É, sem qualquer hesitação (e desde já), um dos acontecimentos centrais na edição portuguesa de DVD em 2007. Ou seja: A Grande Esperança — o lendário Young Mr. Lincoln —, dirigido por John Ford em 1939. E se este foi um ano marcado pelo impacto de E Tudo o Vento Levou, filme em que a vocação espectacular de Hollywood se combinava com a afirmação plena da fotografia a cores, A Grande Esperança, com as suas sublimes imagens a preto e branco (da responsabilidade de Bert Glennon e Arthur C. Miller), ficou como um modelo simultaneamente épico e poético: épico, pelo modo como nele a história se transfigura em mito; poético, pela devolução do mito ao espaço íntimo das personagens, transformando o cinema num exercício delicado de abordagem dos destinos individuais e colectivos.
O filme não é uma "biografia" de Abraham Lincoln (1809-1865), 16º Presidente dos EUA. Não é sequer uma abordagem dos seus anos como líder político. Trata-se antes de um retrato do seu nascimento e formação como personagem política. Mais precisa-mente: Ford encena o início da carreira de Lincoln como advogado, subtilmente mostrando como a intervenção nos tribunais vai fazendo dele um observador da dinâmica social e, por extensão, um agente dessa mesma dinâmica. No papel de Lincoln, Henry Fonda tem uma daquelas composições que, por si só, definem um grande actor: o "seu" Lincoln é um ser humano em constante confronto com a sua própria lenda, por assim dizer discutindo a sua identidade através da relação plural com a comunidade e os seus valores.

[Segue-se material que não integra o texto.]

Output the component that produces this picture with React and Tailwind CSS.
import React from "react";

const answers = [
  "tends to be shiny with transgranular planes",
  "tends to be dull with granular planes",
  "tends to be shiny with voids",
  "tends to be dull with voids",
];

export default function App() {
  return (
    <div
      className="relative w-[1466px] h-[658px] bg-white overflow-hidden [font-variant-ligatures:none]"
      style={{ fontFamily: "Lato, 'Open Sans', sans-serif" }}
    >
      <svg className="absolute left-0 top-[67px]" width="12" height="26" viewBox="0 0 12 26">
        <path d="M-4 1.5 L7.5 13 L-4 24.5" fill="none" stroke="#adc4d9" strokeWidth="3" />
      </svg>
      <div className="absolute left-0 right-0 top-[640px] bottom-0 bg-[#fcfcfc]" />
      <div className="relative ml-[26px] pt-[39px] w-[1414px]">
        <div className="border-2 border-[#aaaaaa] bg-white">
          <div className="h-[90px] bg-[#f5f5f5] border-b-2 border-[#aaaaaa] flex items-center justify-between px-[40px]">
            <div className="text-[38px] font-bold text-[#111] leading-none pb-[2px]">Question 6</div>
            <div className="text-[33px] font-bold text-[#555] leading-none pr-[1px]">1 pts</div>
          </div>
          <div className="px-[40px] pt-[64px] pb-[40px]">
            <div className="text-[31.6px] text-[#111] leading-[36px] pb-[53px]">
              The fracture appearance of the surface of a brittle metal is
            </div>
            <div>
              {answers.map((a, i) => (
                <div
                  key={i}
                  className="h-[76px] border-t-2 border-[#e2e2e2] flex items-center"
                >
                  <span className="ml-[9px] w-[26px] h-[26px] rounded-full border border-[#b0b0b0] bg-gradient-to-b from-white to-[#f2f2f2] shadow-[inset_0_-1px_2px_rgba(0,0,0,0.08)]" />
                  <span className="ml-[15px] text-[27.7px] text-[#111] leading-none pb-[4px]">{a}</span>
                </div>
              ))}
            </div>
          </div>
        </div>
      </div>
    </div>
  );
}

E porque o cinema é feito de muitos e felizes paradoxos, vale a pena lembrar que este foi sempre um filme de referência para um cineasta que, na altura, trabalhava num contexto bem diferente: o soviético Sergei M. Eisenstein. Segundo ele próprio afirmou, o seu Ivan, o Terrível (1944-1958) viria a beneficiar da inspiração formal de Young Mr. Lincoln. E não serei eu que o vou desmentir.